The [Generalife](/monument/generalife), the Nasrid summer palace on the hill above the main complex, added a different register: outdoor terraced gardens with water channels, arbours of climbing plants, and views across the city. The Acequia Real aqueduct that supplied the Alhambra with water from the Río Darro was an integral part of this design; water and architecture were planned together.
Political instability and the final collapse
Twenty-three sultans in **260 years** is an average reign of just over 11 years. Several reigned twice after being deposed and restored. At least three were murdered. The family politics of the Nasrid court were characterised by concubine rivalries, disputed succession, and regular appeals to Castile or Morocco to intervene on one claimant's behalf against another.
The most politically damaging period was the final decade. **Abu al-Hasan Ali** (reigned 1464–1485) had two rival factions at court: his wife Aixa, mother of the future Boabdil, and his favoured concubine Zoraya (originally a Christian captive named Isabel de Solís), whose sons stood to inherit. In **1482**, Aixa backed a palace revolt that briefly put her son **Boabdil** on the throne. Abu al-Hasan retook power. His brother **Muhammad XIII al-Zaghal** eventually seized power after Abu al-Hasan fell ill.
Ferdinand and Isabella exploited the three-way division with precision. When Boabdil was captured at the Battle of Lucena in **1483**, Ferdinand released him not for ransom but as a vassal, sending him back to contest the throne against his father and uncle.

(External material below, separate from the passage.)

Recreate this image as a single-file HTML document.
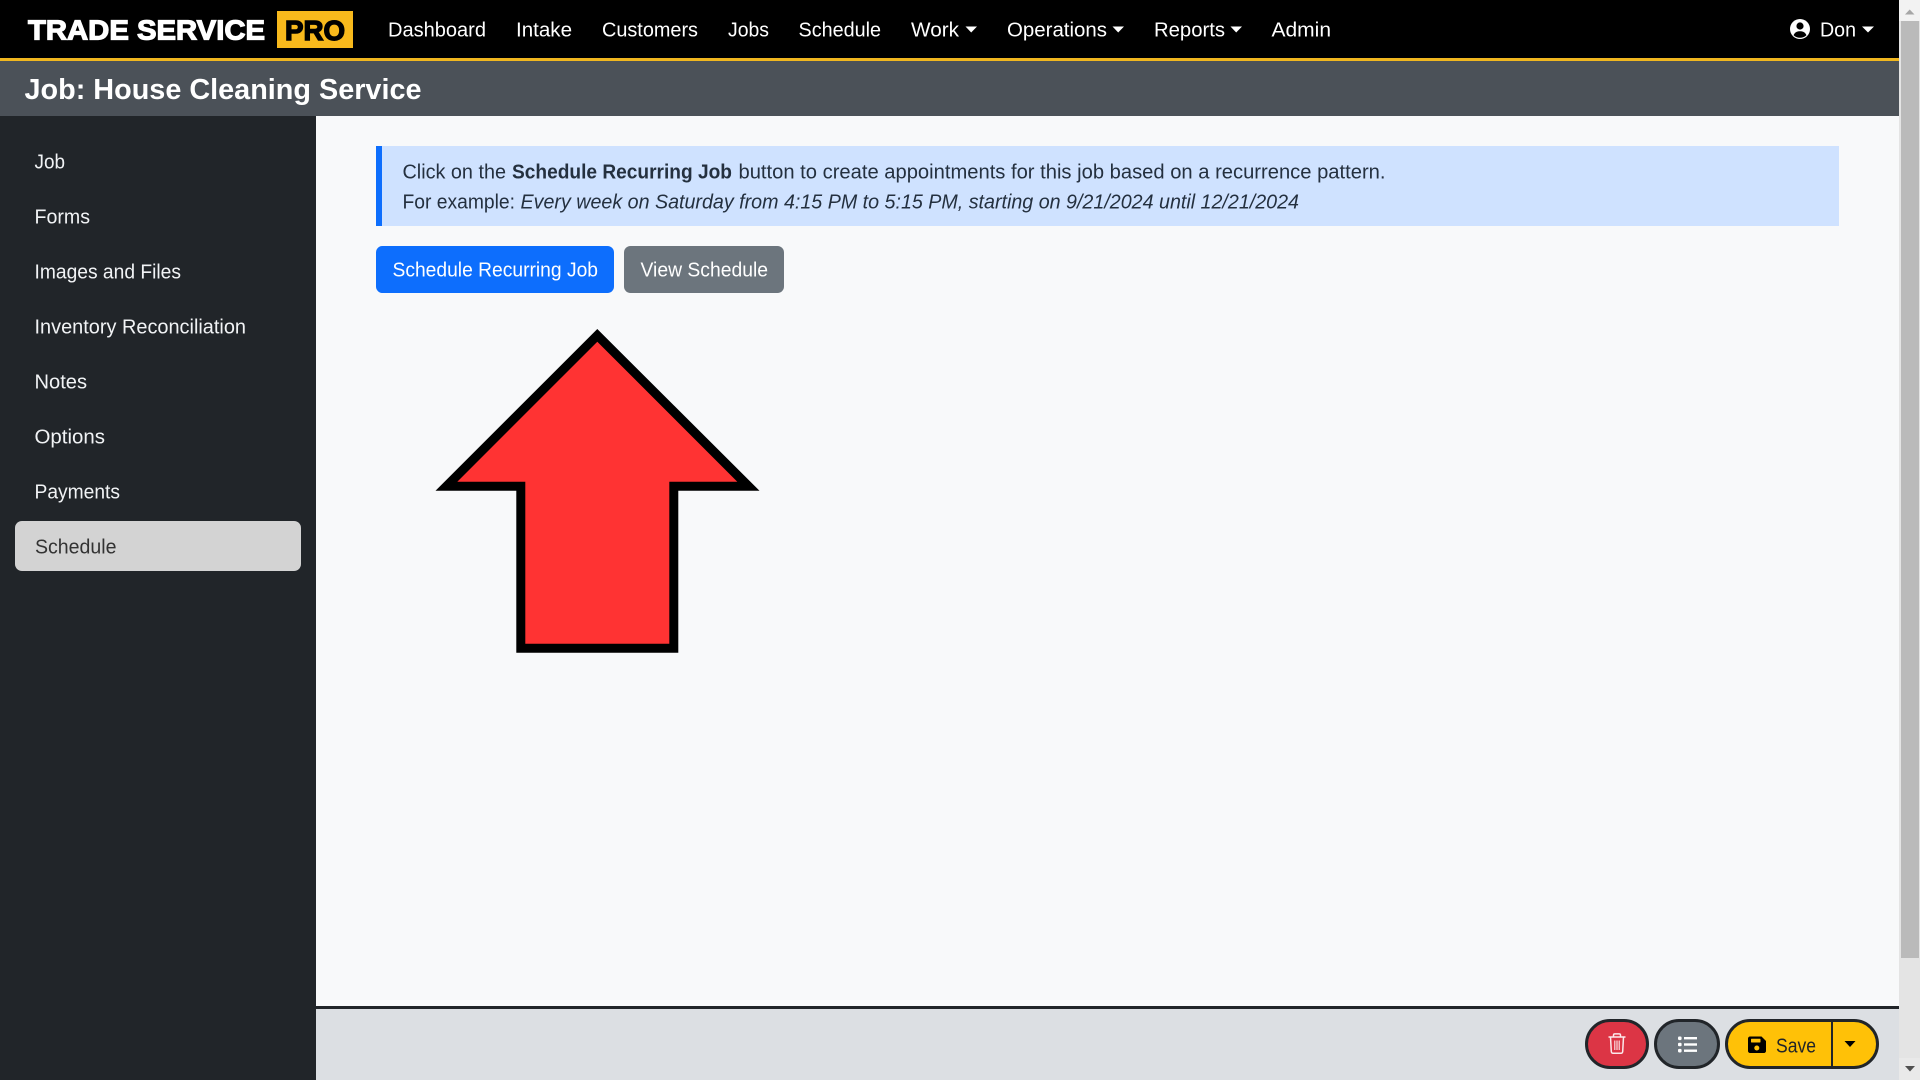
<!DOCTYPE html>
<html lang="en">
<head>
<meta charset="utf-8">
<title>Job: House Cleaning Service</title>
<style>
html,body{margin:0;padding:0;width:1920px;height:1080px;overflow:hidden;background:#f8f9fa}
svg{display:block;position:absolute;left:0;top:0}
text{font-family:"Liberation Sans",sans-serif;font-size:20px}
.n{fill:#fff}
.s{fill:#f1f3f5}
.a{fill:#24303f}
</style>
</head>
<body>
<svg width="1920" height="1080" viewBox="0 0 1920 1080" xmlns="http://www.w3.org/2000/svg">
<!-- backgrounds -->
<rect x="0" y="0" width="1920" height="1080" fill="#f8f9fa"/>
<rect x="0" y="0" width="1899" height="58" fill="#000"/>
<rect x="0" y="58" width="1899" height="3" fill="#f0b71f"/>
<rect x="0" y="61" width="1899" height="55" fill="#4b5158"/>
<rect x="0" y="116" width="316" height="964" fill="#212529"/>
<rect x="316" y="1006" width="1583" height="3" fill="#212529"/>
<rect x="316" y="1009" width="1583" height="71" fill="#dcdfe3"/>

<!-- logo -->
<text x="28" y="39.500" fill="#fff" stroke="#fff" stroke-width="1.200" textLength="237" lengthAdjust="spacingAndGlyphs" style="font-size:28px;font-weight:700">TRADE SERVICE</text>
<rect x="277" y="11" width="76" height="37" fill="#f8b91c"/>
<text x="285" y="40" fill="#000" stroke="#000" stroke-width="1.400" textLength="60" lengthAdjust="spacingAndGlyphs" style="font-size:28px;font-weight:700">PRO</text>

<!-- nav -->
<text class="n" x="388" y="36.500" textLength="98" lengthAdjust="spacingAndGlyphs">Dashboard</text>
<text class="n" x="516" y="36.500" textLength="56" lengthAdjust="spacingAndGlyphs">Intake</text>
<text class="n" x="602" y="36.500" textLength="96" lengthAdjust="spacingAndGlyphs">Customers</text>
<text class="n" x="728" y="36.500" textLength="41" lengthAdjust="spacingAndGlyphs">Jobs</text>
<text class="n" x="798.500" y="36.500" textLength="82.500" lengthAdjust="spacingAndGlyphs">Schedule</text>
<text class="n" x="911" y="36.500" textLength="48" lengthAdjust="spacingAndGlyphs">Work</text>
<polygon points="965.500,26.500 977,26.500 971.200,32.500" fill="#fff"/>
<text class="n" x="1007" y="36.500" textLength="100" lengthAdjust="spacingAndGlyphs">Operations</text>
<polygon points="1112.500,26.500 1124,26.500 1118.200,32.500" fill="#fff"/>
<text class="n" x="1154" y="36.500" textLength="71" lengthAdjust="spacingAndGlyphs">Reports</text>
<polygon points="1230.500,26.500 1242,26.500 1236.200,32.500" fill="#fff"/>
<text class="n" x="1271.500" y="36.500" textLength="59.500" lengthAdjust="spacingAndGlyphs">Admin</text>

<!-- user -->
<circle cx="1800" cy="29" r="10" fill="#fff"/>
<circle cx="1800" cy="26" r="3.600" fill="#000"/>
<path d="M1793.600 35.200c1-2.800 3.200-4 6.400-4s5.400 1.200 6.400 4c-1.600 1.600-3.900 2.500-6.400 2.500s-4.800-.9-6.400-2.500z" fill="#000"/>
<text class="n" x="1820" y="36.500" textLength="36" lengthAdjust="spacingAndGlyphs">Don</text>
<polygon points="1862,26.500 1874,26.500 1868,32.500" fill="#fff"/>

<!-- title -->
<text x="24.500" y="99" fill="#fff" textLength="397" lengthAdjust="spacingAndGlyphs" style="font-size:29px;font-weight:700">Job: House Cleaning Service</text>

<!-- sidebar -->
<text class="s" x="34.500" y="168.500" textLength="30.500" lengthAdjust="spacingAndGlyphs">Job</text>
<text class="s" x="34.500" y="223.500" textLength="55.500" lengthAdjust="spacingAndGlyphs">Forms</text>
<text class="s" x="34.500" y="278.500" textLength="146.500" lengthAdjust="spacingAndGlyphs">Images and Files</text>
<text class="s" x="34.500" y="333.500" textLength="211.500" lengthAdjust="spacingAndGlyphs">Inventory Reconciliation</text>
<text class="s" x="34.500" y="388.500" textLength="52.500" lengthAdjust="spacingAndGlyphs">Notes</text>
<text class="s" x="34.500" y="443.500" textLength="70.500" lengthAdjust="spacingAndGlyphs">Options</text>
<text class="s" x="34.500" y="498.500" textLength="85.500" lengthAdjust="spacingAndGlyphs">Payments</text>
<rect x="15" y="521" width="286" height="50" rx="7" fill="#d3d3d3"/>
<text x="35" y="553.500" fill="#333" textLength="81.500" lengthAdjust="spacingAndGlyphs">Schedule</text>

<!-- alert -->
<rect x="376" y="146" width="1463" height="80" fill="#cfe2ff"/>
<rect x="376" y="146" width="6" height="80" fill="#0d6efd"/>
<text class="a" x="402.500" y="178.500" textLength="103.500" lengthAdjust="spacingAndGlyphs">Click on the</text>
<text class="a" x="512" y="178.500" textLength="220" lengthAdjust="spacingAndGlyphs" style="font-weight:700">Schedule Recurring Job</text>
<text class="a" x="738.500" y="178.500" textLength="647" lengthAdjust="spacingAndGlyphs">button to create appointments for this job based on a recurrence pattern.</text>
<text class="a" x="402.500" y="208.500" textLength="112.500" lengthAdjust="spacingAndGlyphs">For example:</text>
<text class="a" x="520.500" y="208.500" textLength="778.500" lengthAdjust="spacingAndGlyphs" style="font-style:italic">Every week on Saturday from 4:15 PM to 5:15 PM, starting on 9/21/2024 until 12/21/2024</text>

<!-- buttons -->
<rect x="376" y="246" width="238" height="47" rx="6.500" fill="#0d6efd"/>
<text x="392.500" y="276.500" fill="#fff" textLength="205.500" lengthAdjust="spacingAndGlyphs">Schedule Recurring Job</text>
<rect x="624" y="246" width="160" height="47" rx="6.500" fill="#6c757d"/>
<text x="640.500" y="276.500" fill="#fff" textLength="127.500" lengthAdjust="spacingAndGlyphs">View Schedule</text>

<!-- arrow -->
<polygon points="597.300,329 759.500,490.800 678.300,490.800 678.300,652.700 516.300,652.700 516.300,490.800 435.500,490.800" fill="#000"/>
<polygon points="597.300,341.700 737.300,481.700 669.300,481.700 669.300,643.700 525.300,643.700 525.300,481.700 457.300,481.700" fill="#ff3333"/>

<!-- footer buttons -->
<rect x="1586.500" y="1020.500" width="61" height="47" rx="23.500" fill="#dc3545" stroke="#212529" stroke-width="3"/>
<g fill="none" stroke="#fbe9eb" stroke-width="1.500">
<path d="M1608.500 1037h17"/>
<path d="M1610.500 1037l.8 14.500c.1 1.200.8 1.800 1.800 1.800h7.800c1 0 1.700-.6 1.800-1.800l.8-14.500"/>
<path d="M1613.500 1037v-1.700c0-.8.600-1.400 1.400-1.400h4.200c.8 0 1.400.6 1.400 1.400v1.700"/>
<path d="M1614.800 1040.500v9.500M1617 1040.500v9.500M1619.200 1040.500v9.500" stroke-width="1.100"/>
</g>

<rect x="1655.500" y="1020.500" width="63" height="47" rx="23.500" fill="#6c757d" stroke="#212529" stroke-width="3"/>
<g fill="#fff">
<rect x="1678" y="1036.500" width="3.600" height="3.600" rx="1.200"/>
<rect x="1678" y="1042.700" width="3.600" height="3.600" rx="1.200"/>
<rect x="1678" y="1048.900" width="3.600" height="3.600" rx="1.200"/>
<rect x="1684" y="1037" width="13" height="2.400"/>
<rect x="1684" y="1043.300" width="13" height="2.400"/>
<rect x="1684" y="1049.500" width="13" height="2.400"/>
</g>

<rect x="1726.500" y="1020.500" width="151" height="47" rx="23.500" fill="#ffc107" stroke="#212529" stroke-width="3"/>
<rect x="1831" y="1021" width="2" height="46" fill="#212529"/>
<path d="M1750 1036.500h11.500l4.500 4.500v10c0 1.100-.9 2-2 2h-14c-1.100 0-2-.9-2-2v-12.500c0-1.100.9-2 2-2z" fill="#000"/>
<rect x="1751" y="1038.800" width="9.500" height="3.700" rx=".6" fill="#ffc107"/>
<circle cx="1756.800" cy="1048" r="2.500" fill="#ffc107"/>
<text x="1776" y="1052.500" fill="#212529" textLength="40" lengthAdjust="spacingAndGlyphs">Save</text>
<polygon points="1844.500,1041 1855.500,1041 1850,1047" fill="#000"/>

<!-- scrollbar -->
<rect x="1899" y="0" width="21" height="1080" fill="#e4e4e4"/>
<rect x="1899" y="0" width="21" height="21" fill="#f2f2f2"/>
<polygon points="1905,14.500 1914.500,14.500 1909.700,9.500" fill="#a6a6a6"/>
<rect x="1901" y="21" width="18" height="937" fill="#bababa"/>
<rect x="1899" y="1058" width="21" height="22" fill="#e9e9e9"/>
<polygon points="1905,1066 1915,1066 1910,1071.500" fill="#505050"/>
</svg>
</body>
</html>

The strategy worked: the Nasrid civil war consumed the 1480s while Castile methodically reduced the surrounding cities.
The building programme of the Alhambra is striking against this backdrop. The most turbulent dynasty in Andalusia, constantly fighting itself, produced **architecture of exceptional calm and geometric order**. The contrast is not incidental: the palaces were the ideological claim to legitimacy that the court politics continually undermined.
By **1487**, when Málaga fell to Ferdinand after a four-month siege, the Nasrid emirate had been reduced to the city of Granada and its surrounding hinterland. Al-Zaghal held the eastern part of the kingdom and proved the more capable military commander: he inflicted several defeats on Castilian forces and held Baza for eight months in 1489 before surrendering when supply lines were cut. He crossed to Morocco in early 1490. Boabdil was left alone.
The siege of Granada began in **spring 1491**. Ferdinand established a permanent camp west of the city, on the open vega, cutting supply routes from the coast and from the Alpujarras. By autumn, food was running short inside the city. Negotiations began in October through intermediaries. The treaty was signed on 25 November 1491, and the handover took place on **2 January 1492**.
Boabdil descended from the Alhambra and handed Ferdinand the keys of the city at the foot of the hill. The Spanish flag went up over the **Torre de la Vela**. The 260-year Nasrid dynasty ended without a battle for the capital itself. That the palace complex survived intact was a direct consequence of the surrender terms: the capitulations protected the Alhambra from conversion or demolition, at least initially. Ferdinand and Isabella took up residence there within days.
The Nasrid legacy: what survived
The physical legacy of the **Nasrid dynasty** is concentrated in Granada's upper hill, but it extends across the city and into the wider region. The Alhambra is the most visited monument in Spain. Its Nasrid Palaces, the Alcazaba, and the Generalife gardens together form the most intact surviving medieval Islamic palace complex in the Western world.
The **Albaicín** neighbourhood on the hill facing the Alhambra retains its Nasrid street pattern: the narrow winding lanes, the carmenes (walled garden houses with interior courtyards), the public fountains fed by the same channel system the Nasrids built. UNESCO listed both the Alhambra and the Albaicín in **1994** as a single World Heritage Site.[^4]
The **Madraza** on Calle Zacatín, built by Yusuf I in 1349 as Granada's Islamic university, survived in altered form: it became the city hall after 1492, then a university chapel, and was later absorbed into the University of Granada. Its original oratory, with a muqarnas ceiling, was uncovered and restored in the 20th century and is now open to visitors.
The **silk-weaving tradition** the Nasrids brought to its peak survived them, at least for a time. The Alcaicería, the covered silk market near the cathedral, was rebuilt after a fire in the 19th century, but the street network follows the original Nasrid layout. Granada silk (particularly the *tafetán* weave associated with the Vega workshops) continued under Morisco craftsmen until the 1609 expulsion.